Search the material below for the word "index". Copy every line that has it.
— Start of DATASET EXCERPT —
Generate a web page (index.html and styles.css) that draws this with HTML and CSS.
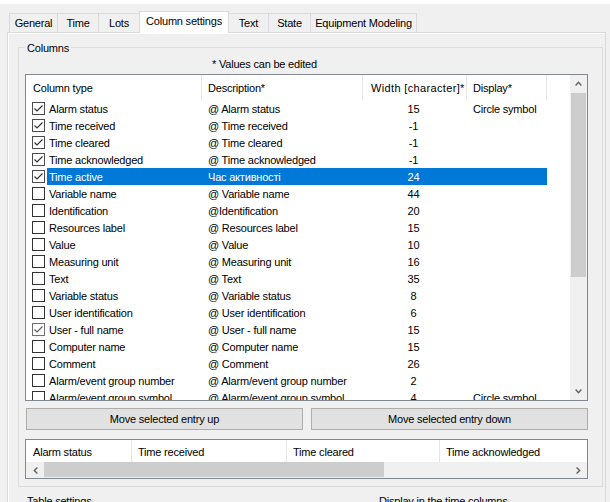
FILE: index.html
```html
<!DOCTYPE html>
<html>
<head>
<meta charset="utf-8">
<title>Column settings</title>
<link rel="stylesheet" href="styles.css">
</head>
<body>
<div class="topband"></div>
<div class="tabstrip">
  <div class="tab w-general">General</div>
  <div class="tab w-time">Time</div>
  <div class="tab w-lots">Lots</div>
  <div class="tab tab-active w-cols">Column settings</div>
  <div class="tab w-text">Text</div>
  <div class="tab w-state">State</div>
  <div class="tab w-equip">Equipment Modeling</div>
</div>
<div class="panel">
  <div class="group">
    <div class="legend">Columns</div>
    <div class="note">* Values can be edited</div>
    <div class="list">
      <div class="list-main">
        <div class="hdr">
          <div class="hc c1">Column type</div>
          <div class="hc c2">Description*</div>
          <div class="hc c3">Width [character]*</div>
          <div class="hc c4">Display*</div>
          <div class="hc c5"></div>
        </div>
        <div class="rows">
          <div class="row">
            <div class="cbcell"><svg class="cb" width="13" height="13" viewBox="0 0 13 13"><rect x="0.5" y="0.5" width="12" height="12"/><path d="M2.5 6.5 L5 9 L10.5 3.5"/></svg></div>
            <div class="rowdata"><div class="rc r1">Alarm status</div><div class="rc r2">@ Alarm status</div><div class="rc r3">15</div><div class="rc r4">Circle symbol</div></div>
          </div>
          <div class="row">
            <div class="cbcell"><svg class="cb" width="13" height="13" viewBox="0 0 13 13"><rect x="0.5" y="0.5" width="12" height="12"/><path d="M2.5 6.5 L5 9 L10.5 3.5"/></svg></div>
            <div class="rowdata"><div class="rc r1">Time received</div><div class="rc r2">@ Time received</div><div class="rc r3">-1</div><div class="rc r4"></div></div>
          </div>
          <div class="row">
            <div class="cbcell"><svg class="cb" width="13" height="13" viewBox="0 0 13 13"><rect x="0.5" y="0.5" width="12" height="12"/><path d="M2.5 6.5 L5 9 L10.5 3.5"/></svg></div>
            <div class="rowdata"><div class="rc r1">Time cleared</div><div class="rc r2">@ Time cleared</div><div class="rc r3">-1</div><div class="rc r4"></div></div>
          </div>
          <div class="row">
            <div class="cbcell"><svg class="cb" width="13" height="13" viewBox="0 0 13 13"><rect x="0.5" y="0.5" width="12" height="12"/><path d="M2.5 6.5 L5 9 L10.5 3.5"/></svg></div>
            <div class="rowdata"><div class="rc r1">Time acknowledged</div><div class="rc r2">@ Time acknowledged</div><div class="rc r3">-1</div><div class="rc r4"></div></div>
          </div>
          <div class="row sel">
            <div class="cbcell"><svg class="cb" width="13" height="13" viewBox="0 0 13 13"><rect x="0.5" y="0.5" width="12" height="12"/><path d="M2.5 6.5 L5 9 L10.5 3.5"/></svg></div>
            <div class="rowdata"><div class="rc r1">Time active</div><div class="rc r2">Час активності</div><div class="rc r3">24</div><div class="rc r4"></div></div>
          </div>
          <div class="row">
            <div class="cbcell"><svg class="cb off" width="13" height="13" viewBox="0 0 13 13"><rect x="0.5" y="0.5" width="12" height="12"/></svg></div>
            <div class="rowdata"><div class="rc r1">Variable name</div><div class="rc r2">@ Variable name</div><div class="rc r3">44</div><div class="rc r4"></div></div>
          </div>
          <div class="row">
            <div class="cbcell"><svg class="cb off" width="13" height="13" viewBox="0 0 13 13"><rect x="0.5" y="0.5" width="12" height="12"/></svg></div>
            <div class="rowdata"><div class="rc r1">Identification</div><div class="rc r2">@Identification</div><div class="rc r3">20</div><div class="rc r4"></div></div>
          </div>
          <div class="row">
            <div class="cbcell"><svg class="cb off" width="13" height="13" viewBox="0 0 13 13"><rect x="0.5" y="0.5" width="12" height="12"/></svg></div>
            <div class="rowdata"><div class="rc r1">Resources label</div><div class="rc r2">@ Resources label</div><div class="rc r3">15</div><div class="rc r4"></div></div>
          </div>
          <div class="row">
            <div class="cbcell"><svg class="cb off" width="13" height="13" viewBox="0 0 13 13"><rect x="0.5" y="0.5" width="12" height="12"/></svg></div>
            <div class="rowdata"><div class="rc r1">Value</div><div class="rc r2">@ Value</div><div class="rc r3">10</div><div class="rc r4"></div></div>
          </div>
          <div class="row">
            <div class="cbcell"><svg class="cb off" width="13" height="13" viewBox="0 0 13 13"><rect x="0.5" y="0.5" width="12" height="12"/></svg></div>
            <div class="rowdata"><div class="rc r1">Measuring unit</div><div class="rc r2">@ Measuring unit</div><div class="rc r3">16</div><div class="rc r4"></div></div>
          </div>
          <div class="row">
            <div class="cbcell"><svg class="cb off" width="13" height="13" viewBox="0 0 13 13"><rect x="0.5" y="0.5" width="12" height="12"/></svg></div>
            <div class="rowdata"><div class="rc r1">Text</div><div class="rc r2">@ Text</div><div class="rc r3">35</div><div class="rc r4"></div></div>
          </div>
          <div class="row">
            <div class="cbcell"><svg class="cb off" width="13" height="13" viewBox="0 0 13 13"><rect x="0.5" y="0.5" width="12" height="12"/></svg></div>
            <div class="rowdata"><div class="rc r1">Variable status</div><div class="rc r2">@ Variable status</div><div class="rc r3">8</div><div class="rc r4"></div></div>
          </div>
          <div class="row">
            <div class="cbcell"><svg class="cb off" width="13" height="13" viewBox="0 0 13 13"><rect x="0.5" y="0.5" width="12" height="12"/></svg></div>
            <div class="rowdata"><div class="rc r1">User identification</div><div class="rc r2">@ User identification</div><div class="rc r3">6</div><div class="rc r4"></div></div>
          </div>
          <div class="row">
            <div class="cbcell"><svg class="cb light" width="13" height="13" viewBox="0 0 13 13"><rect x="0.5" y="0.5" width="12" height="12"/><path d="M2.5 6.5 L5 9 L10.5 3.5"/></svg></div>
            <div class="rowdata"><div class="rc r1">User - full name</div><div class="rc r2">@ User - full name</div><div class="rc r3">15</div><div class="rc r4"></div></div>
          </div>
          <div class="row">
            <div class="cbcell"><svg class="cb off" width="13" height="13" viewBox="0 0 13 13"><rect x="0.5" y="0.5" width="12" height="12"/></svg></div>
            <div class="rowdata"><div class="rc r1">Computer name</div><div class="rc r2">@ Computer name</div><div class="rc r3">15</div><div class="rc r4"></div></div>
          </div>
          <div class="row">
            <div class="cbcell"><svg class="cb off" width="13" height="13" viewBox="0 0 13 13"><rect x="0.5" y="0.5" width="12" height="12"/></svg></div>
            <div class="rowdata"><div class="rc r1">Comment</div><div class="rc r2">@ Comment</div><div class="rc r3">26</div><div class="rc r4"></div></div>
          </div>
          <div class="row">
            <div class="cbcell"><svg class="cb off" width="13" height="13" viewBox="0 0 13 13"><rect x="0.5" y="0.5" width="12" height="12"/></svg></div>
            <div class="rowdata"><div class="rc r1">Alarm/event group number</div><div class="rc r2">@ Alarm/event group number</div><div class="rc r3">2</div><div class="rc r4"></div></div>
          </div>
          <div class="row">
            <div class="cbcell"><svg class="cb off" width="13" height="13" viewBox="0 0 13 13"><rect x="0.5" y="0.5" width="12" height="12"/></svg></div>
            <div class="rowdata"><div class="rc r1">Alarm/event group symbol</div><div class="rc r2">@ Alarm/event group symbol</div><div class="rc r3">4</div><div class="rc r4">Circle symbol</div></div>
          </div>
        </div>
      </div>
      <div class="vscroll">
        <div class="sb-btn"><svg width="7" height="5" viewBox="0 0 7 5"><polyline class="chev" points="0.6,4.4 3.5,1.3 6.4,4.4"/></svg></div>
        <div class="vthumb"></div>
        <div class="sb-btn sb-down"><svg width="7" height="5" viewBox="0 0 7 5"><polyline class="chev" points="0.6,0.6 3.5,3.7 6.4,0.6"/></svg></div>
      </div>
    </div>
    <div class="btnrow">
      <div class="btn">Move selected entry up</div>
      <div class="btn">Move selected entry down</div>
    </div>
    <div class="list2">
      <div class="hdr2">
        <div class="h2c d1">Alarm status</div>
        <div class="h2c d2">Time received</div>
        <div class="h2c d3">Time cleared</div>
        <div class="h2c d4">Time acknowledged</div>
      </div>
      <div class="hscroll">
        <div class="hs-btn"><svg width="5" height="7" viewBox="0 0 5 7"><polyline class="chev" points="4.4,0.6 1.3,3.5 4.4,6.4"/></svg></div>
        <div class="hs-thumb"></div>
        <div class="hs-btn hs-right"><svg width="5" height="7" viewBox="0 0 5 7"><polyline class="chev" points="0.6,0.6 3.7,3.5 0.6,6.4"/></svg></div>
      </div>
    </div>
  </div>
  <div class="bottomrow">
    <div class="bl1">Table settings</div>
    <div class="bl2">Display in the time columns</div>
  </div>
</div>
</body>
</html>
```

FILE: styles.css
```css
html, body {
  margin: 0;
  padding: 0;
  overflow: hidden;
}

body {
  width: 610px;
  height: 502px;
  background: #f0f0f0;
  font-family: "Liberation Sans", Arial, sans-serif;
  font-size: 11px;
  letter-spacing: -0.2px;
  color: #000;
}

.topband {
  height: 4px;
  background: #fff;
}

/* Tabs */
.tabstrip {
  display: flex;
  align-items: flex-end;
  height: 28px;
  padding-left: 9px;
}

.tab {
  box-sizing: border-box;
  height: 19px;
  line-height: 19px;
  border: 1px solid #d9d9d9;
  border-bottom: none;
  margin-left: -1px;
  text-align: center;
  white-space: nowrap;
  background: #f0f0f0;
}

.tab:first-child {
  margin-left: 0;
}

.tab-active {
  height: 22px;
  line-height: 19px;
  background: #fff;
  position: relative;
  z-index: 1;
  margin-bottom: -1px;
}

.w-general { width: 49px; }
.w-time { width: 42px; }
.w-lots { width: 42px; }
.w-cols { width: 90px; }
.w-text { width: 41px; }
.w-state { width: 43px; }
.w-equip { width: 107px; }

/* Tab panel */
.panel {
  box-sizing: border-box;
  margin-left: 7px;
  width: 599px;
  height: 480px;
  border: 1px solid #d9d9d9;
  box-shadow: inset 1px 1px 0 #fff;
  padding-top: 14px;
}

.group {
  box-sizing: border-box;
  margin-left: 10px;
  width: 585px;
  border: 1px solid #dcdcdc;
  padding: 0 0 7px 6px;
}

.legend {
  width: max-content;
  margin-top: -7px;
  padding: 0 2px;
  line-height: 14px;
  background: #f0f0f0;
}

.note {
  margin-top: 2px;
  line-height: 14px;
  padding-left: 187px;
}

/* Main list */
.list {
  box-sizing: border-box;
  display: flex;
  width: 563px;
  height: 327px;
  margin-top: 3px;
  border: 1px solid #828790;
  background: #fff;
}

.list-main {
  width: 544px;
  overflow: hidden;
}

.hdr {
  display: flex;
  height: 25px;
  line-height: 26px;
}

.hc {
  box-sizing: border-box;
  border-right: 1px solid #e5e5e5;
  padding-left: 6px;
  white-space: nowrap;
  overflow: hidden;
}

.c1 { width: 176px; padding-left: 7px; }
.c2 { width: 161px; }
.c3 { width: 104px; padding-left: 8px; letter-spacing: 0.35px; }
.c4 { width: 80px; }
.c5 { flex: 1; border-right: none; }

.rows {
  height: 300px;
  overflow: hidden;
}

.row {
  display: flex;
  height: 17px;
  line-height: 18px;
}

.cbcell {
  box-sizing: border-box;
  width: 21px;
  padding: 2px 0 0 6px;
}

.cb {
  display: block;
}

.cb rect {
  fill: #fff;
  stroke: #4d4d4d;
}

.cb.off rect {
  stroke: #333;
}

.cb path {
  fill: none;
  stroke: #333;
  stroke-width: 1.2;
}

.cb.light rect {
  stroke: #707070;
}

.cb.light path {
  stroke: #606060;
}

.rowdata {
  display: flex;
  width: 500px;
}

.row.sel .rowdata {
  background: #0078d7;
  color: #fff;
}

.rc {
  box-sizing: border-box;
  white-space: nowrap;
  overflow: hidden;
}

.r1 { width: 155px; padding-left: 2px; }
.r2 { width: 161px; padding-left: 6px; }
.r3 { width: 104px; text-align: center; padding-right: 3px; }
.r4 { width: 80px; padding-left: 6px; }

/* Vertical scrollbar */
.vscroll {
  display: flex;
  flex-direction: column;
  width: 17px;
  background: #f0f0f0;
}

.sb-btn {
  display: flex;
  align-items: center;
  justify-content: center;
  height: 17px;
  flex: none;
}

.sb-down {
  margin-top: auto;
}

.vthumb {
  width: 15px;
  height: 184px;
  margin: 1px 0 0 1px;
  background: #cdcdcd;
}

.chev {
  fill: none;
  stroke: #606060;
  stroke-width: 1.4;
}

/* Buttons */
.btnrow {
  display: flex;
  gap: 8px;
  margin: 7px 0 0 1px;
}

.btn {
  box-sizing: border-box;
  width: 277px;
  height: 22px;
  line-height: 21px;
  border: 1px solid #adadad;
  background: #e1e1e1;
  text-align: center;
}

/* Preview list */
.list2 {
  box-sizing: border-box;
  width: 563px;
  height: 40px;
  margin-top: 9px;
  border: 1px solid #828790;
  background: #fff;
}

.hdr2 {
  display: flex;
  height: 22px;
  line-height: 24px;
}

.h2c {
  box-sizing: border-box;
  border-right: 1px solid #e5e5e5;
  padding-left: 6px;
  white-space: nowrap;
}

.d1 { width: 106px; padding-left: 7px; }
.d2 { width: 155px; }
.d3 { width: 153px; }
.d4 { flex: 1; border-right: none; }

.hscroll {
  display: flex;
  height: 16px;
  background: #f0f0f0;
}

.hs-btn {
  display: flex;
  align-items: center;
  justify-content: center;
  width: 18px;
  height: 16px;
}

.hs-right {
  width: 17px;
  margin-left: auto;
}

.hs-thumb {
  width: 340px;
  height: 15px;
  background: #cdcdcd;
}

/* Lower group titles */
.bottomrow {
  display: flex;
  margin-top: 8px;
  line-height: 13px;
}

.bl1 {
  width: 352px;
  margin-left: 19px;
}
```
— End of DATASET EXCERPT —
**RESPONSE TO THIS EXERCISE:**
Generate a web page (index.html and styles.css) that draws this with HTML and CSS.
FILE: index.html
  z-index: 1;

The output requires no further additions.